**To do**
Reproduce the full listing below unchanged, apart from the pictures.
* begin Available data *
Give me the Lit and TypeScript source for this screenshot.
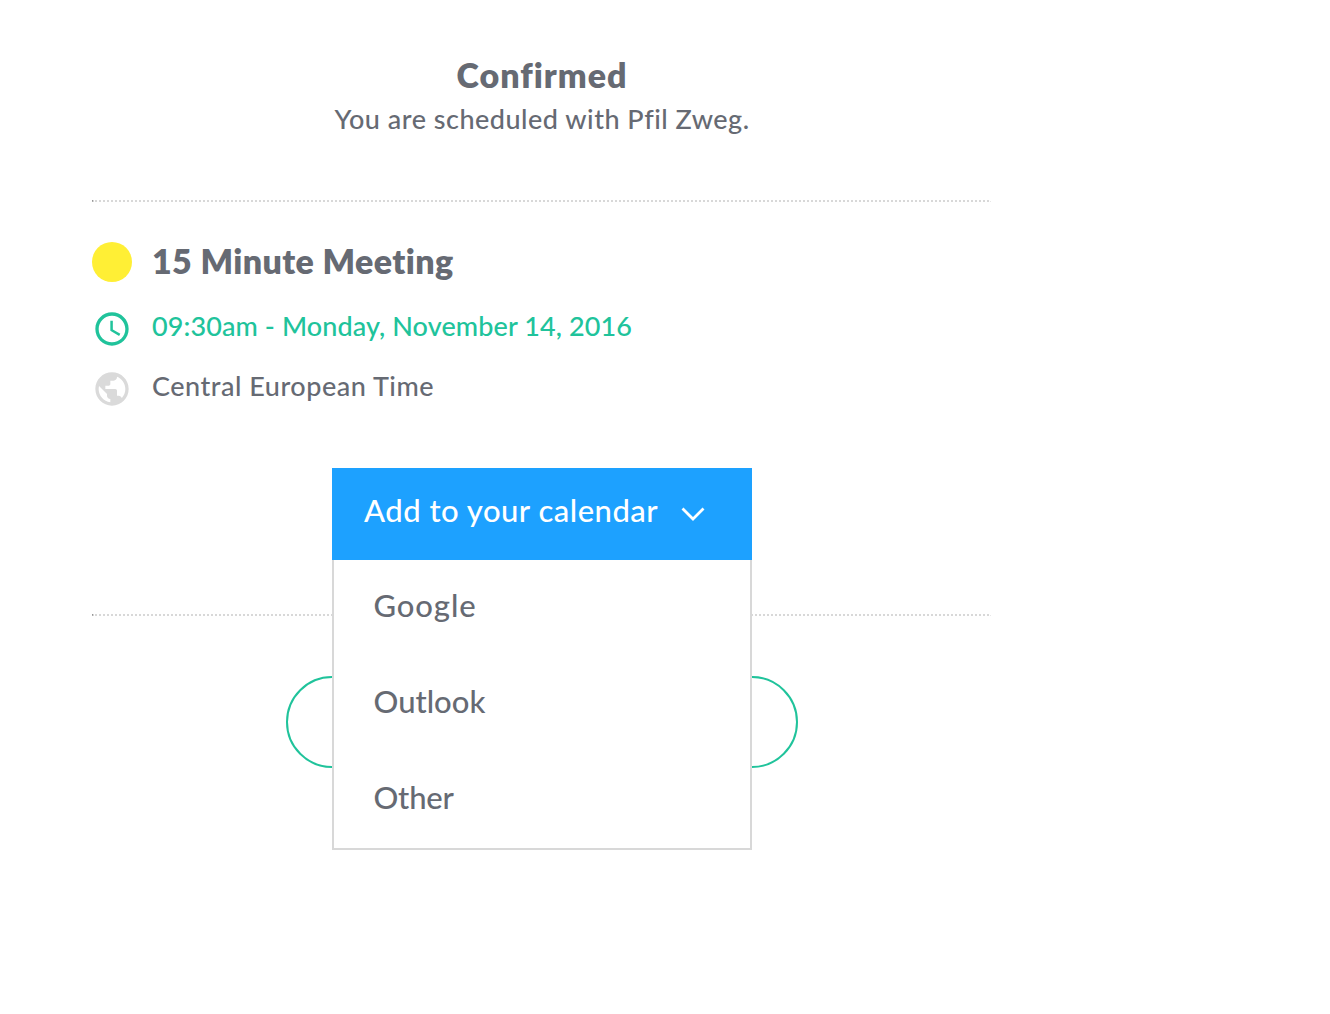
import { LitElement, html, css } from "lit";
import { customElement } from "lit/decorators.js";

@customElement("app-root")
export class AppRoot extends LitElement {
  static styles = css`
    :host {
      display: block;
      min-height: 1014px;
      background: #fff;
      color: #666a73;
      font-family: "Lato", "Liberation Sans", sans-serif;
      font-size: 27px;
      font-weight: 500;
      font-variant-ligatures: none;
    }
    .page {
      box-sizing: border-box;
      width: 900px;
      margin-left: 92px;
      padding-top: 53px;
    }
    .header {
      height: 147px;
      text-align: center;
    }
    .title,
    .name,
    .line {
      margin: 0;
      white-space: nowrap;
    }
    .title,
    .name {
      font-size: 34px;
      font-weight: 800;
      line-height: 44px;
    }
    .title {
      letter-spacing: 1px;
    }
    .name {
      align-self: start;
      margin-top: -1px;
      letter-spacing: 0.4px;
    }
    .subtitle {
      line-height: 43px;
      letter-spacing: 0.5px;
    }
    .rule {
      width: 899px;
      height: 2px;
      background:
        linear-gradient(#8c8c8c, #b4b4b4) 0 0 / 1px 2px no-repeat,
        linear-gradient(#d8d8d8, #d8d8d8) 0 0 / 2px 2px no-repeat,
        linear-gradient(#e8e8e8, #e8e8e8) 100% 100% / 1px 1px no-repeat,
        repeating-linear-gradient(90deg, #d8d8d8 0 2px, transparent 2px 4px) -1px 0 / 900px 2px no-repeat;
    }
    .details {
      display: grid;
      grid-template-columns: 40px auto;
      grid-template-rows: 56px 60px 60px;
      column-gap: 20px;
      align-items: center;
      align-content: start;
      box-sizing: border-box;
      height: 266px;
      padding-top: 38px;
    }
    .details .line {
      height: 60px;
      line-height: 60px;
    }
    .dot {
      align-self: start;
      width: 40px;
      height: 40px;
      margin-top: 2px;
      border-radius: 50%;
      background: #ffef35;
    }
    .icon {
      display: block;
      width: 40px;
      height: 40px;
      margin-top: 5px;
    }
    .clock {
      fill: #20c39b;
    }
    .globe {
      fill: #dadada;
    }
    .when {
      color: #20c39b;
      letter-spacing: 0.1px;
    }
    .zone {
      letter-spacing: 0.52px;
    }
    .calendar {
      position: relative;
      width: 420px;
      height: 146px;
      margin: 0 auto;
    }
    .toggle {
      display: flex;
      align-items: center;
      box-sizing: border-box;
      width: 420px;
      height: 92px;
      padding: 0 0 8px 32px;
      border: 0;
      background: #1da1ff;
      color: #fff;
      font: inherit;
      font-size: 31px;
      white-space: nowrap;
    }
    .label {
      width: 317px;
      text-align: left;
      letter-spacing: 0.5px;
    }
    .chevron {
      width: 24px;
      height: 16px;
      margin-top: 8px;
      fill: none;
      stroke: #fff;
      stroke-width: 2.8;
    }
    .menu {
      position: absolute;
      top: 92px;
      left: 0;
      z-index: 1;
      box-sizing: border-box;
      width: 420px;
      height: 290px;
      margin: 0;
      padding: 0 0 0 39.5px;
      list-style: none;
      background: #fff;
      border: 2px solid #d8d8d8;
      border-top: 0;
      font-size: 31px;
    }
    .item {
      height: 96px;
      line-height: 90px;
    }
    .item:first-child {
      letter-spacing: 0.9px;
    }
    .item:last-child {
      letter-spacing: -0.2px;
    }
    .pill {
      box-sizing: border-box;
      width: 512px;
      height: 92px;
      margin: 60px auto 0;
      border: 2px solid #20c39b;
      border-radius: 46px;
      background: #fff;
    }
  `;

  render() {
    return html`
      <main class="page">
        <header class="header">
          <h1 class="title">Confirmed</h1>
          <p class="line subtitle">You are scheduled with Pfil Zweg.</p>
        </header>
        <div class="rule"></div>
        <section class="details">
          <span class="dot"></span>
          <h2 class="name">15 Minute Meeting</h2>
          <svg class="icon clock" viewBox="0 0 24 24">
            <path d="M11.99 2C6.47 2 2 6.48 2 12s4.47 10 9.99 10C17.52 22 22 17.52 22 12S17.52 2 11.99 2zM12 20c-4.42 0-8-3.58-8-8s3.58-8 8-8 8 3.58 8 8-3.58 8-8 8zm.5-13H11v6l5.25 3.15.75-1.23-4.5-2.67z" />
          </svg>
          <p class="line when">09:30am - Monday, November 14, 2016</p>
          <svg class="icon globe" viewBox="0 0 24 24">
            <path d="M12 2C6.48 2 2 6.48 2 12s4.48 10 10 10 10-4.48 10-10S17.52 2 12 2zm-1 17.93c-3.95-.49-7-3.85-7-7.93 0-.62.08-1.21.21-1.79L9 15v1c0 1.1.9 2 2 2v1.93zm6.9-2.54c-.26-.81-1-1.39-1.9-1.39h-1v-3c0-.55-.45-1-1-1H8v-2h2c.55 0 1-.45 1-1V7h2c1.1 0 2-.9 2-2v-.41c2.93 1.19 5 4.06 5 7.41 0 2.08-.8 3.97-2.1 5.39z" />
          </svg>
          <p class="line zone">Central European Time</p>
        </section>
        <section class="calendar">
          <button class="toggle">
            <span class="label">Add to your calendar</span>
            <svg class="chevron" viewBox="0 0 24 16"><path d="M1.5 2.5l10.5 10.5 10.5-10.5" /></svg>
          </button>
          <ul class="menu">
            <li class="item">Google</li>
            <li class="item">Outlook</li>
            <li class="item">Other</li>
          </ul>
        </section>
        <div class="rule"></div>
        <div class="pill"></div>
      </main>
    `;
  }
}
* end Available data *
**Task solution**
Give me the Lit and TypeScript source for this screenshot.
import { LitElement, html, css } from "lit";
import { customElement } from "lit/decorators.js";

@customElement("app-root")
export class AppRoot extends LitElement {
  static styles = css`
    :host {
      display: block;
      min-height: 1014px;
      background: #fff;
      color: #666a73;
      font-family: "Lato", "Liberation Sans", sans-serif;
      font-size: 27px;
      font-weight: 500;
      font-variant-ligatures: none;
    }
    .page {
      box-sizing: border-box;
      width: 900px;
      margin-left: 92px;
      padding-top: 53px;
    }
    .header {
      height: 147px;
      text-align: center;
    }
    .title,
    .name,
    .line {
      margin: 0;
      white-space: nowrap;
    }
    .title,
    .name {
      font-size: 34px;
      font-weight: 800;
      line-height: 44px;
    }
    .title {
      letter-spacing: 1px;
    }
    .name {
      align-self: start;
      margin-top: -1px;
      letter-spacing: 0.4px;
    }
    .subtitle {
      line-height: 43px;
      letter-spacing: 0.5px;
    }
    .rule {
      width: 899px;
      height: 2px;
      background:
        linear-gradient(#8c8c8c, #b4b4b4) 0 0 / 1px 2px no-repeat,
        linear-gradient(#d8d8d8, #d8d8d8) 0 0 / 2px 2px no-repeat,
        linear-gradient(#e8e8e8, #e8e8e8) 100% 100% / 1px 1px no-repeat,
        repeating-linear-gradient(90deg, #d8d8d8 0 2px, transparent 2px 4px) -1px 0 / 900px 2px no-repeat;
    }
    .details {
      display: grid;
      grid-template-columns: 40px auto;
      grid-template-rows: 56px 60px 60px;
      column-gap: 20px;
      align-items: center;
      align-content: start;
      box-sizing: border-box;
      height: 266px;
      padding-top: 38px;
    }
    .details .line {
      height: 60px;
      line-height: 60px;
    }
    .dot {
      align-self: start;
      width: 40px;
      height: 40px;
      margin-top: 2px;
      border-radius: 50%;
      background: #ffef35;
    }
    .icon {
      display: block;
      width: 40px;
      height: 40px;
      margin-top: 5px;
    }
    .clock {
      fill: #20c39b;
    }
    .globe {
      fill: #dadada;
    }
    .when {
      color: #20c39b;
      letter-spacing: 0.1px;
    }
    .zone {
      letter-spacing: 0.52px;
    }
    .calendar {
      position: relative;
      width: 420px;
      height: 146px;
      margin: 0 auto;
    }
    .toggle {
      display: flex;
      align-items: center;
      box-sizing: border-box;
      width: 420px;
      height: 92px;
      padding: 0 0 8px 32px;
      border: 0;
      background: #1da1ff;
      color: #fff;
      font: inherit;
      font-size: 31px;
      white-space: nowrap;
    }
    .label {
      width: 317px;
      text-align: left;
      letter-spacing: 0.5px;
    }
    .chevron {
      width: 24px;
      height: 16px;
      margin-top: 8px;
      fill: none;
      stroke: #fff;
      stroke-width: 2.8;
    }
    .menu {
      position: absolute;
      top: 92px;
      left: 0;
      z-index: 1;
      box-sizing: border-box;
      width: 420px;
      height: 290px;
      margin: 0;
      padding: 0 0 0 39.5px;
      list-style: none;
      background: #fff;
      border: 2px solid #d8d8d8;
      border-top: 0;
      font-size: 31px;
    }
    .item {
      height: 96px;
      line-height: 90px;
    }
    .item:first-child {
      letter-spacing: 0.9px;
    }
    .item:last-child {
      letter-spacing: -0.2px;
    }
    .pill {
      box-sizing: border-box;
      width: 512px;
      height: 92px;
      margin: 60px auto 0;
      border: 2px solid #20c39b;
      border-radius: 46px;
      background: #fff;
    }
  `;

  render() {
    return html`
      <main class="page">
        <header class="header">
          <h1 class="title">Confirmed</h1>
          <p class="line subtitle">You are scheduled with Pfil Zweg.</p>
        </header>
        <div class="rule"></div>
        <section class="details">
          <span class="dot"></span>
          <h2 class="name">15 Minute Meeting</h2>
          <svg class="icon clock" viewBox="0 0 24 24">
            <path d="M11.99 2C6.47 2 2 6.48 2 12s4.47 10 9.99 10C17.52 22 22 17.52 22 12S17.52 2 11.99 2zM12 20c-4.42 0-8-3.58-8-8s3.58-8 8-8 8 3.58 8 8-3.58 8-8 8zm.5-13H11v6l5.25 3.15.75-1.23-4.5-2.67z" />
          </svg>
          <p class="line when">09:30am - Monday, November 14, 2016</p>
          <svg class="icon globe" viewBox="0 0 24 24">
            <path d="M12 2C6.48 2 2 6.48 2 12s4.48 10 10 10 10-4.48 10-10S17.52 2 12 2zm-1 17.93c-3.95-.49-7-3.85-7-7.93 0-.62.08-1.21.21-1.79L9 15v1c0 1.1.9 2 2 2v1.93zm6.9-2.54c-.26-.81-1-1.39-1.9-1.39h-1v-3c0-.55-.45-1-1-1H8v-2h2c.55 0 1-.45 1-1V7h2c1.1 0 2-.9 2-2v-.41c2.93 1.19 5 4.06 5 7.41 0 2.08-.8 3.97-2.1 5.39z" />
          </svg>
          <p class="line zone">Central European Time</p>
        </section>
        <section class="calendar">
          <button class="toggle">
            <span class="label">Add to your calendar</span>
            <svg class="chevron" viewBox="0 0 24 16"><path d="M1.5 2.5l10.5 10.5 10.5-10.5" /></svg>
          </button>
          <ul class="menu">
            <li class="item">Google</li>
            <li class="item">Outlook</li>
            <li class="item">Other</li>
          </ul>
        </section>
        <div class="rule"></div>
        <div class="pill"></div>
      </main>
    `;
  }
}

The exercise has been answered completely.